Is VIX Going the Wrong Way Again?

Yo Pit Crazies,


Sometimes I wonder if the Cboe Volatility Index (Ticker: VIX) watches the S&P 500 (Ticker: SPX)


The SPX was down two points Tuesday and VIX was up a full point to just 17.90.


The “fear index” got close to Zone 3!


Oh my gosh, hide the kids! It’s to be Armageddon … or maybe not. 


For reference, there are four Vix Zones.


      • Zone 1 9-12
      • Zone 2 13-17
      • Zone 3 18-23
      • Zone 4 24 and above

Five-day VIX chart with one-minute candles.


Note that VIX traded well into Zone 2 on Friday … only to pop a bit into the close and dance around Zone 3, above 18. 


I’m bringing this up because it’s important when we change zones. That usually means a change in sentiment.


We’re at 17.5 of this writing on Wednesday afternoon, and we’ll see where we go into the close.


I should note that Tuesday also factored in Weekend Effect, since there was the three- Memorial Day weekend.  If you want more on the math behind it click here


Ultimately, we’ve seen a  little weekend and a little nerves. I won’t look for a lower SPX until we really spike above 18 and hold that level.


The Lesson: VIX Zones are great ways to gauge market sentiment and initiate trades. Check out our Edge Hunter system for help with that.


The Power Moves Portfolio:
Frank Gregory and I run a portfolio approach to trading options with stocks that have good long-term prospects based on Frank’s K Street knowledge and my options expertise. We are aiming for positive theta trades and using that income to buy calls is the big growth opportunity.


Frank is cueing up Bitcoin and he likes the PowerMoves from the US Gov that regulation is more bullish than not.  I am looking at Coinbase Inc. (COIN) as a potential upside play.  Stay tuned for a Thursday trade!

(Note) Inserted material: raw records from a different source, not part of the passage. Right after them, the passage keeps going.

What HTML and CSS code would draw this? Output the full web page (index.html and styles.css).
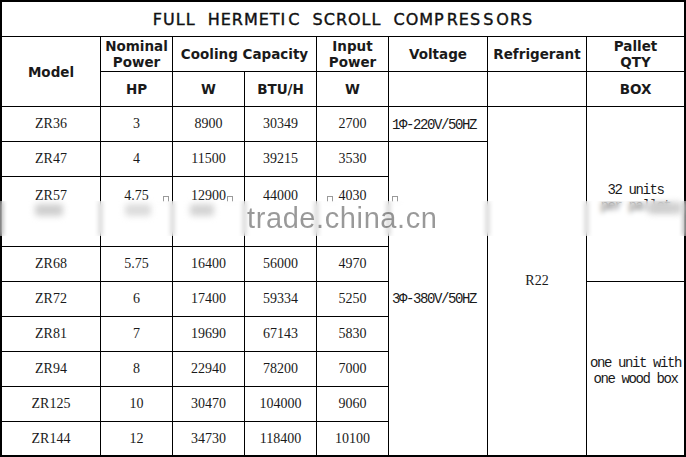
FILE: index.html
```html
<!DOCTYPE html>
<html lang="en">
<head>
<meta charset="utf-8">
<title>Full Hermetic Scroll Compressors</title>
<link rel="stylesheet" href="styles.css">
</head>
<body>
<div class="page">
  <div class="sheet" role="table">
    <div class="c title last-col">FULL HERMETI<span class="gap"> </span>C SCROLL COMP<span class="gap"> </span>RES<span class="gap"> </span>S<span class="gap"> </span>ORS</div>

    <div class="c h rs2">Model</div>
    <div class="c h two">Nominal<br>Power</div>
    <div class="c h cs2">Cooling Capacity</div>
    <div class="c h two">Input<br>Power</div>
    <div class="c h">Voltage</div>
    <div class="c h">Refrigerant</div>
    <div class="c h two last-col">Pallet<br>QTY</div>

    <div class="c h">HP</div>
    <div class="c h">W</div>
    <div class="c h">BTU/H</div>
    <div class="c h">W</div>
    <div class="c h"></div>
    <div class="c h"></div>
    <div class="c h last-col">BOX</div>

    <div class="c d">ZR36</div>
    <div class="c d">3</div>
    <div class="c d">8900</div>
    <div class="c d">30349</div>
    <div class="c d">2700</div>
    <div class="c m volt">1Φ-220V/50HZ</div>
    <div class="c d rs9 last-row">R22</div>
    <div class="c m rs4 last-col pallet">32 units<br>per pallet</div>

    <div class="c d">ZR47</div>
    <div class="c d">4</div>
    <div class="c d">11500</div>
    <div class="c d">39215</div>
    <div class="c d">3530</div>
    <div class="c m volt rs8 last-row">3Φ-380V/50HZ</div>

    <div class="c d tall">ZR57</div>
    <div class="c d tall">4.75</div>
    <div class="c d tall">12900</div>
    <div class="c d tall">44000</div>
    <div class="c d tall">4030</div>

    <div class="c d">ZR68</div>
    <div class="c d">5.75</div>
    <div class="c d">16400</div>
    <div class="c d">56000</div>
    <div class="c d">4970</div>

    <div class="c d">ZR72</div>
    <div class="c d">6</div>
    <div class="c d">17400</div>
    <div class="c d">59334</div>
    <div class="c d">5250</div>
    <div class="c m rs5 last-col last-row box">one unit with<br>one wood box</div>

    <div class="c d">ZR81</div>
    <div class="c d">7</div>
    <div class="c d">19690</div>
    <div class="c d">67143</div>
    <div class="c d">5830</div>

    <div class="c d">ZR94</div>
    <div class="c d">8</div>
    <div class="c d">22940</div>
    <div class="c d">78200</div>
    <div class="c d">7000</div>

    <div class="c d">ZR125</div>
    <div class="c d">10</div>
    <div class="c d">30470</div>
    <div class="c d">104000</div>
    <div class="c d">9060</div>

    <div class="c d last-row">ZR144</div>
    <div class="c d last-row">12</div>
    <div class="c d last-row">34730</div>
    <div class="c d last-row">118400</div>
    <div class="c d last-row">10100</div>
  </div>

  <div class="tofu t1"></div>
  <div class="tofu t2"></div>
  <div class="tofu t3"></div>
  <div class="tofu t4"></div>

  <div class="band" aria-hidden="true">
    <span class="blob b1"></span>
    <span class="blob b2"></span>
    <span class="blob b3"></span>
    <span class="blob b4"></span>
  </div>
  <div class="watermark">trade.china.cn</div>
</div>
</body>
</html>
```

FILE: styles.css
```css
* { box-sizing: border-box; }
html, body { margin: 0; padding: 0; background: #fff; }

.page {
  position: relative;
  width: 686px;
  height: 457px;
  overflow: hidden;
}

.sheet {
  display: grid;
  grid-template-columns: 99px 72px 72px 72px 72px 99px 99px 99px;
  grid-template-rows: 35px 35px 35px 35px 35px 70px 35px 35px 35px 35px 35px 35px;
  width: 686px;
  height: 457px;
  border-top: 2px solid #000;
  border-left: 2px solid #000;
  background: #fff;
}

.c {
  display: flex;
  align-items: center;
  justify-content: center;
  text-align: center;
  border-right: 1px solid #000;
  border-bottom: 1px solid #000;
  color: #111;
}

.last-col { border-right-width: 2px; }
.last-row { border-bottom-width: 2px; }

.rs2 { grid-row: span 2; }
.rs4 { grid-row: span 4; }
.rs5 { grid-row: span 5; }
.rs8 { grid-row: span 8; }
.rs9 { grid-row: span 9; }
.cs2 { grid-column: span 2; }

.title {
  grid-column: span 8;
  font-family: "DejaVu Sans", sans-serif;
  font-size: 16px;
  letter-spacing: 1px;
  word-spacing: 6px;
  color: #111;
  -webkit-text-stroke: 0.4px #111;
  padding-top: 1px;
}
.title .gap { display: inline-block; width: 2px; }

.h {
  font-family: "DejaVu Sans", sans-serif;
  font-weight: bold;
  font-size: 13.5px;
  line-height: 16px;
  color: #1a1a1a;
}

.d {
  font-family: "Liberation Serif", serif;
  font-size: 14px;
  color: #1a1a1a;
}

.m {
  font-family: "Liberation Mono", monospace;
  font-size: 14px;
  letter-spacing: -1.4px;
  line-height: 16px;
  color: #1a1a1a;
}

.volt {
  justify-content: flex-start;
  padding-left: 3px;
  padding-top: 1px;
}

.tall {
  align-items: flex-start;
  padding-top: 11px;
}

.pallet { padding-top: 8px; }
.box { padding-top: 5px; }

.tofu {
  position: absolute;
  top: 196px;
  width: 6px;
  height: 6px;
  border: 1px solid #9a9a9a;
  border-bottom: none;
}
.t1 { left: 163px; }
.t2 { left: 227px; }
.t3 { left: 327px; }
.t4 { left: 392px; }

.band {
  position: absolute;
  left: 0;
  top: 201px;
  width: 686px;
  height: 35px;
  background: rgba(255, 255, 255, 0.35);
  -webkit-backdrop-filter: blur(2.5px);
  backdrop-filter: blur(2.5px);
}

.blob {
  position: absolute;
  height: 12px;
  background: #cfcfcf;
  filter: blur(3px);
  border-radius: 3px;
}
.b1 { left: 35px; top: 3px; width: 28px; }
.b2 { left: 125px; top: 3px; width: 26px; background: #dcdcdc; }
.b3 { left: 190px; top: 3px; width: 24px; background: #d4d4d4; }
.b4 { left: 648px; top: 1px; width: 34px; background: #d0d0d0; }

.watermark {
  position: absolute;
  left: 247px;
  top: 206px;
  font-family: "Liberation Sans", Arial, sans-serif;
  font-size: 29px;
  letter-spacing: 0.6px;
  line-height: 24px;
  color: rgba(0, 0, 0, 0.4);
  white-space: nowrap;
}
```
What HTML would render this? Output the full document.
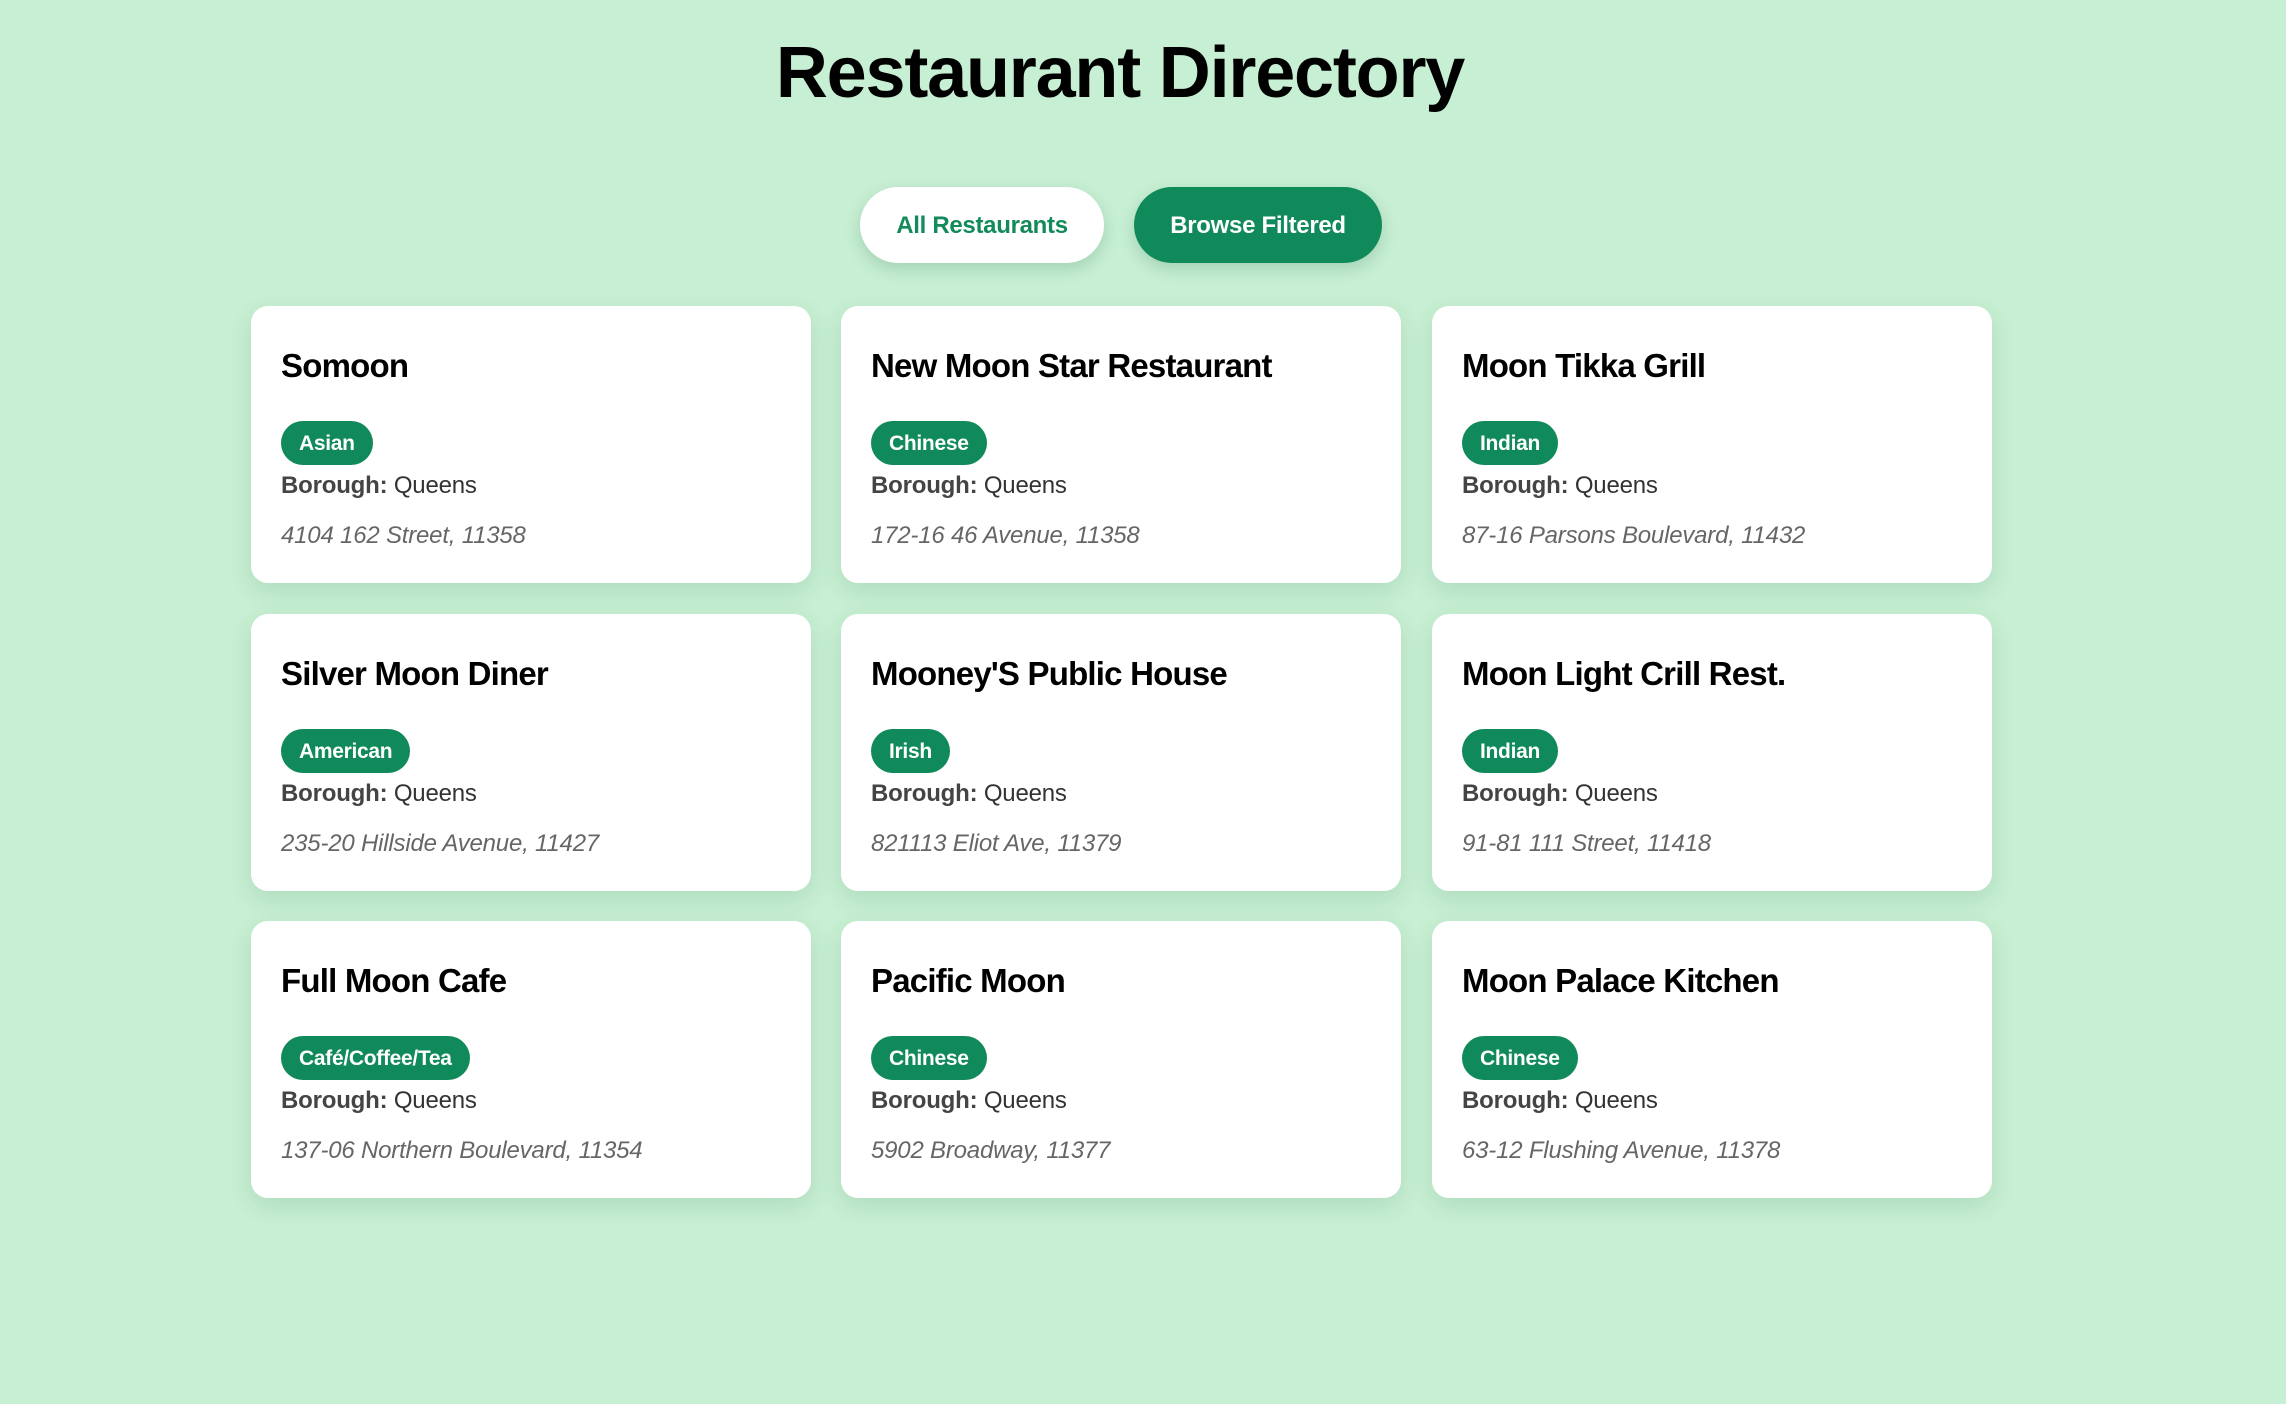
<!DOCTYPE html>
<html><head><meta charset="utf-8"><style>
html,body{margin:0;padding:0;}
body{width:2286px;height:1404px;background:#c7efd3;font-family:"Liberation Sans",Arial,sans-serif;position:relative;overflow:hidden;}
h1{position:absolute;left:0;width:2240px;top:27px;margin:0;text-align:center;font-size:72px;line-height:92px;font-weight:bold;color:#000;letter-spacing:-1.2px;}
.btn{position:absolute;top:187px;height:76px;border-radius:38px;font-size:24px;font-weight:bold;line-height:78px;text-align:center;box-shadow:0 6px 16px rgba(0,80,40,0.18);letter-spacing:-0.3px;}
.b1{left:860px;width:244px;background:#fff;color:#128a5a;}
.b2{left:1134px;width:248px;background:#108a5a;color:#fff;}
.card{position:absolute;width:560px;height:277px;background:#fff;border-radius:17px;box-shadow:0 8px 24px rgba(0,80,40,0.12);}
.card .t{position:absolute;left:30px;top:40px;font-size:33px;line-height:40px;font-weight:bold;color:#000;white-space:nowrap;letter-spacing:-0.8px;}
.card .g{position:absolute;left:30px;top:115px;height:44px;line-height:45px;padding:0 18px;border-radius:22px;background:#108a5a;color:#fff;font-size:21px;font-weight:bold;letter-spacing:-0.3px;}
.card .b{position:absolute;left:30px;top:165px;font-size:24px;line-height:30px;color:#333;letter-spacing:-0.2px;}
.card .b strong{color:#444;}
.card .a{position:absolute;left:30px;top:215px;font-size:24px;line-height:30px;color:#666;font-style:italic;letter-spacing:-0.2px;}
</style></head><body>
<h1>Restaurant Directory</h1>
<div class="btn b1">All Restaurants</div>
<div class="btn b2">Browse Filtered</div>

<div class="card" style="left:251px;top:306px"><div class="t">Somoon</div><div class="g">Asian</div><div class="b"><strong>Borough:</strong> Queens</div><div class="a">4104 162 Street, 11358</div></div>
<div class="card" style="left:841px;top:306px"><div class="t">New Moon Star Restaurant</div><div class="g">Chinese</div><div class="b"><strong>Borough:</strong> Queens</div><div class="a">172-16 46 Avenue, 11358</div></div>
<div class="card" style="left:1432px;top:306px"><div class="t">Moon Tikka Grill</div><div class="g">Indian</div><div class="b"><strong>Borough:</strong> Queens</div><div class="a">87-16 Parsons Boulevard, 11432</div></div>

<div class="card" style="left:251px;top:614px"><div class="t">Silver Moon Diner</div><div class="g">American</div><div class="b"><strong>Borough:</strong> Queens</div><div class="a">235-20 Hillside Avenue, 11427</div></div>
<div class="card" style="left:841px;top:614px"><div class="t">Mooney'S Public House</div><div class="g">Irish</div><div class="b"><strong>Borough:</strong> Queens</div><div class="a">821113 Eliot Ave, 11379</div></div>
<div class="card" style="left:1432px;top:614px"><div class="t">Moon Light Crill Rest.</div><div class="g">Indian</div><div class="b"><strong>Borough:</strong> Queens</div><div class="a">91-81 111 Street, 11418</div></div>

<div class="card" style="left:251px;top:921px"><div class="t">Full Moon Cafe</div><div class="g">Café/Coffee/Tea</div><div class="b"><strong>Borough:</strong> Queens</div><div class="a">137-06 Northern Boulevard, 11354</div></div>
<div class="card" style="left:841px;top:921px"><div class="t">Pacific Moon</div><div class="g">Chinese</div><div class="b"><strong>Borough:</strong> Queens</div><div class="a">5902 Broadway, 11377</div></div>
<div class="card" style="left:1432px;top:921px"><div class="t">Moon Palace Kitchen</div><div class="g">Chinese</div><div class="b"><strong>Borough:</strong> Queens</div><div class="a">63-12 Flushing Avenue, 11378</div></div>
</body></html>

      • Ford Motor Co. (Ticker: F) pulled back a bit, and we will take the money if we don’t see a rally this week.
      • General Electric (GE) is a play on green energy. We own two GE Sept. 17 14-strike calls for a credit.
      • Cleveland-Cliffs (Ticker: CLF) broke out and way above the strike in my spread so I took the $100 gain and bought a midterm call, one CLF July 16 21-strike call for $1.61.  Looking for a double in this call to close.
      • Our Vale S.A. (Ticker: VALE) position is back to even with five VALE June 18 22-strike calls that we own. We sold all the puts in here for a 100% return per put.  The calls are trading $.83, but unless we get a blast-off and the calls are well in the money, I am in repair mode and will close them for a scratch.
      • We own four Taiwan Semiconductor (Ticker: TSM) June 18 120-strike calls for $3.10 and one TSM June 18 100-strike put for $1.95, and have taken in $470 against them via TSM calls we sold and QQQ put spreads we closed. I started to close the June18 120-strike calls at $2.25, selling one, since that is my break even area. There’s too much up-and-down for long calls this close to expiration.
      • Palantir (Ticker: PLTR) stock briefly hit $24.75 last week as meme stocks got hot again.  I am back to even on the positions, and if I get a move above $25 I will take the win and move on since this position is in repair mode. It’s at $24.48 as of this writing.